Perusing Catchpoint’s 2018 SRE Report, I was struck by charts comparing service level indicators and SRE metrics. Usually when you see “availability” as a top-level service level indicator, you also see “uptime” or “downtime” as a metric. Not so for SREs in this survey.
When asked what service level indicators were most important for their services, 84% overwhelming declared “end-user availability” as number one. Latency came in second with 61% and error rate a close third with 60%. Performance – described as end-user response time in the report – grabbed an impressive 58% of answers.
Now note the metrics used to define success. In the world of infrastructure and operations, we’re more accustomed to seeing metrics like “uptime” and catchy phrases like “5 9s”.
SREs tend to view success in terms of incident rates and MTTR, instead. Given that the same report noted that 41% of SREs were in a “DevOps Engineer” role prior to becoming an SRE, this should be unsurprising. DevOps itself is more concerned with MTTR than it is calculating uptime because it’s assumed there will be downtime. The key is to minimize it by resolving it quickly rather than wasting time trying to avoid it at all.
Still, astute readers will note that by minimizing MTTR you are minimizing downtime. Faster resolution, less downtime.

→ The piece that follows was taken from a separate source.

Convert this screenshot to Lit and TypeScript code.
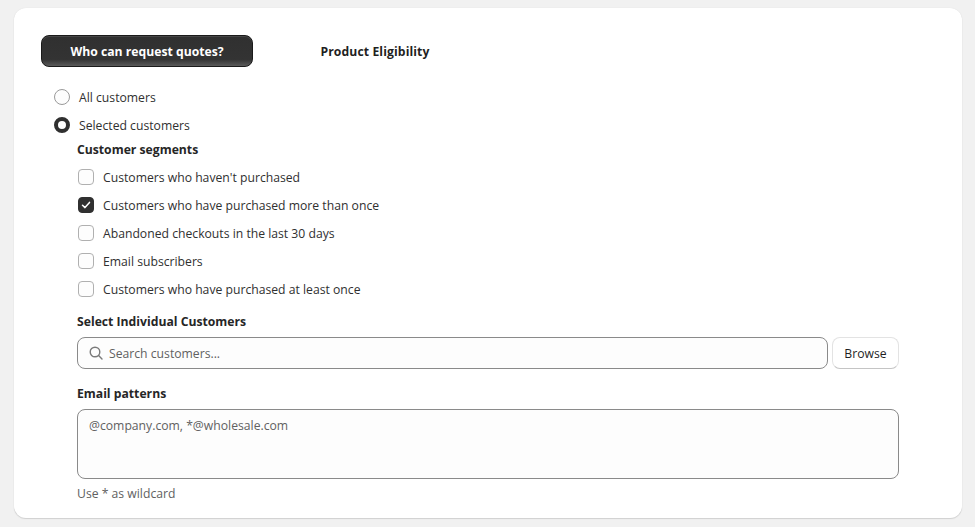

The subtle difference between the two is that human beings tend to optimize for what they’re measured on. If you’re measured on lines of code, you’re going to write a lot of lines of code – whether you need them or not. If you’re measured on security incidents, you’re going to lock everything down and scream NO to any changes that might encourage a breach. If you measure folks on uptime, operations will focus on keeping systems up and available – but not on architecting and instrumenting systems and applications that decrease MTTR.
This is one of those ‘cultural’ aspects of DevOps – a change in the way we approach operations – that needs to carry over into NetOps. If we keep optimizing for uptime we miss the opportunity to put into place the alerting and observability (like monitoring and robust logging) that reduces mean time to resolution and achieves our goal of minimizing downtime.
Digging through logs – even centralized ones – is not an efficient means of getting the heart of a problem and resolving it. Real-time monitoring and alerting on key variables that impact availability such as capacity, connectivity, and performance across the entire data path (network, infrastructure, application) will invariably reduce the time it takes to resolve issues if you’re aware of systems or services that are degrading or have abruptly failed.
NetOps needs to adopt this approach with respect to reliability in the production pipeline because it’s an overall better approach to dealing with inevitable failure and it aligns with their DevOps counterparts. After all, there’s a reason we only reached for 5 9s, isn’t there? Because we recognized that failure happens no matter how hard we try and perfection is impossible.
Moving from uptime/downtime to MTTR as a metric for success encourages cross-team collaboration and the use of observability tools across the full length of the production pipeline. There’s a reason monitoring and alerting tools were at the top of “must have tools” for SREs in the survey. Observability (with the goal of alerting on error/incident) plus collaboration is a better formula for assuring that everyone – NetOps, DevOps, and App Dev, too – can meet their goal of keeping apps both fast and available.